- [Description of the task] Transcribe all of the data exactly. Omit the pictures.

- [Information shown]
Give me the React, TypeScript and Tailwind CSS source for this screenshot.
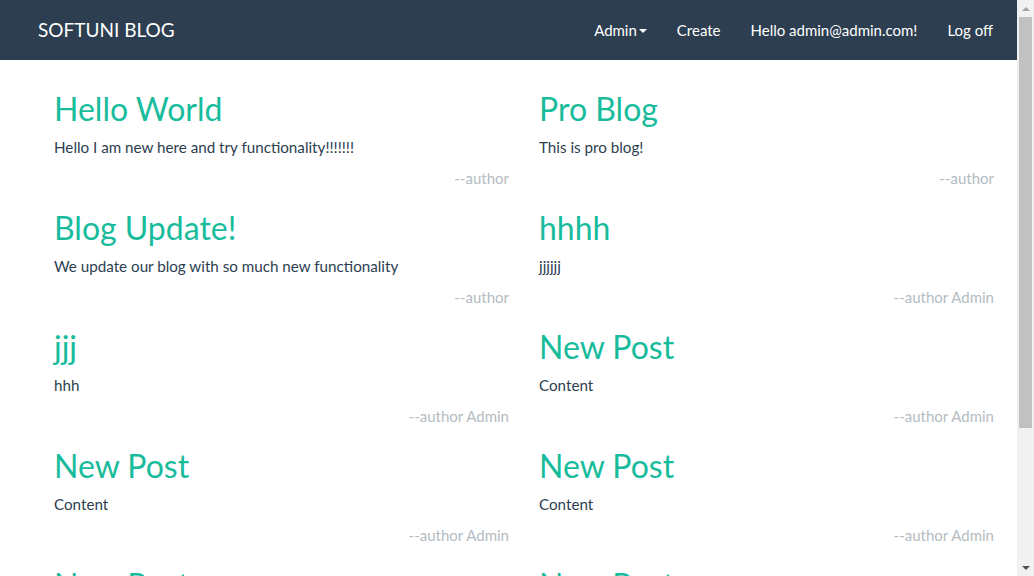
const posts = [
  { title: "Hello World", content: "Hello I am new here and try functionality!!!!!!!", author: "--author" },
  { title: "Pro Blog", content: "This is pro blog!", author: "--author" },
  { title: "Blog Update!", content: "We update our blog with so much new functionality", author: "--author" },
  { title: "hhhh", content: "jjjjjj", author: "--author Admin" },
  { title: "jjj", content: "hhh", author: "--author Admin" },
  { title: "New Post", content: "Content", author: "--author Admin" },
  { title: "New Post", content: "Content", author: "--author Admin" },
  { title: "New Post", content: "Content", author: "--author Admin" },
  { title: "New Post", content: "Content", author: "--author Admin" },
  { title: "New Post", content: "Content", author: "--author Admin" },
]

const NavLink = ({ children }: { children: React.ReactNode }) => (
  <a href="#" className="flex items-center px-[15px] text-[15px] text-white">
    {children}
  </a>
)

// page is taller than the window, so draw the classic scrollbar beside it
const Scrollbar = () => (
  <div className="flex w-[17px] shrink-0 flex-col bg-[#f1f1f1]">
    <div className="flex h-[17px] items-center justify-center">
      <span className="h-0 w-0 border-x-[4px] border-b-[4px] border-x-transparent border-b-[#a3a3a3]" />
    </div>
    <div className="mx-[2px] h-[411px] bg-[#c1c1c1]" />
    <div className="flex-1" />
    <div className="flex h-[17px] items-center justify-center">
      <span className="h-0 w-0 border-x-[4px] border-t-[4px] border-x-transparent border-t-[#505050]" />
    </div>
  </div>
)

export default function App() {
  return (
    <div className="flex h-[576px] overflow-hidden bg-white font-['Lato','Liberation_Sans',sans-serif] text-[#2c3e50]">
      <div className="w-[1017px] shrink-0">
        <nav className="flex h-[60px] items-center justify-between bg-[#2c3e50] pl-[38px] pr-[9px]">
          <a href="#" className="text-[19px] leading-[60px] text-white">SOFTUNI BLOG</a>
          <div className="flex h-full items-center">
            <NavLink>
              Admin
              <span className="ml-[2px] mt-[2px] inline-block h-0 w-0 border-x-[4px] border-t-[4px] border-x-transparent border-t-white" />
            </NavLink>
            <NavLink>Create</NavLink>
            <NavLink>Hello admin@admin.com!</NavLink>
            <NavLink>Log off</NavLink>
          </div>
        </nav>
        <main className="grid grid-cols-[485px_485px] pl-[39px] pt-[31px]">
          {posts.map((p, i) => (
            <article key={i} className="h-[119px] px-[15px]">
              <h2 className="h-[36px] text-[32px] leading-[36px] text-[#18bc9c]">{p.title}</h2>
              <p className="mt-[10px] text-[15.2px] leading-[21px]">{p.content}</p>
              <p className="mt-[10px] text-right text-[15px] leading-[21px] text-[#b4bcc2]">{p.author}</p>
            </article>
          ))}
        </main>
      </div>
      <Scrollbar />
    </div>
  )
}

- [Result for this exercise]
Give me the React, TypeScript and Tailwind CSS source for this screenshot.
const posts = [
  { title: "Hello World", content: "Hello I am new here and try functionality!!!!!!!", author: "--author" },
  { title: "Pro Blog", content: "This is pro blog!", author: "--author" },
  { title: "Blog Update!", content: "We update our blog with so much new functionality", author: "--author" },
  { title: "hhhh", content: "jjjjjj", author: "--author Admin" },
  { title: "jjj", content: "hhh", author: "--author Admin" },
  { title: "New Post", content: "Content", author: "--author Admin" },
  { title: "New Post", content: "Content", author: "--author Admin" },
  { title: "New Post", content: "Content", author: "--author Admin" },
  { title: "New Post", content: "Content", author: "--author Admin" },
  { title: "New Post", content: "Content", author: "--author Admin" },
]

const NavLink = ({ children }: { children: React.ReactNode }) => (
  <a href="#" className="flex items-center px-[15px] text-[15px] text-white">
    {children}
  </a>
)

// page is taller than the window, so draw the classic scrollbar beside it
const Scrollbar = () => (
  <div className="flex w-[17px] shrink-0 flex-col bg-[#f1f1f1]">
    <div className="flex h-[17px] items-center justify-center">
      <span className="h-0 w-0 border-x-[4px] border-b-[4px] border-x-transparent border-b-[#a3a3a3]" />
    </div>
    <div className="mx-[2px] h-[411px] bg-[#c1c1c1]" />
    <div className="flex-1" />
    <div className="flex h-[17px] items-center justify-center">
      <span className="h-0 w-0 border-x-[4px] border-t-[4px] border-x-transparent border-t-[#505050]" />
    </div>
  </div>
)

export default function App() {
  return (
    <div className="flex h-[576px] overflow-hidden bg-white font-['Lato','Liberation_Sans',sans-serif] text-[#2c3e50]">
      <div className="w-[1017px] shrink-0">
        <nav className="flex h-[60px] items-center justify-between bg-[#2c3e50] pl-[38px] pr-[9px]">
          <a href="#" className="text-[19px] leading-[60px] text-white">SOFTUNI BLOG</a>
          <div className="flex h-full items-center">
            <NavLink>
              Admin
              <span className="ml-[2px] mt-[2px] inline-block h-0 w-0 border-x-[4px] border-t-[4px] border-x-transparent border-t-white" />
            </NavLink>
            <NavLink>Create</NavLink>
            <NavLink>Hello admin@admin.com!</NavLink>
            <NavLink>Log off</NavLink>
          </div>
        </nav>
        <main className="grid grid-cols-[485px_485px] pl-[39px] pt-[31px]">
          {posts.map((p, i) => (
            <article key={i} className="h-[119px] px-[15px]">
              <h2 className="h-[36px] text-[32px] leading-[36px] text-[#18bc9c]">{p.title}</h2>
              <p className="mt-[10px] text-[15.2px] leading-[21px]">{p.content}</p>
              <p className="mt-[10px] text-right text-[15px] leading-[21px] text-[#b4bcc2]">{p.author}</p>
            </article>
          ))}
        </main>
      </div>
      <Scrollbar />
    </div>
  )
}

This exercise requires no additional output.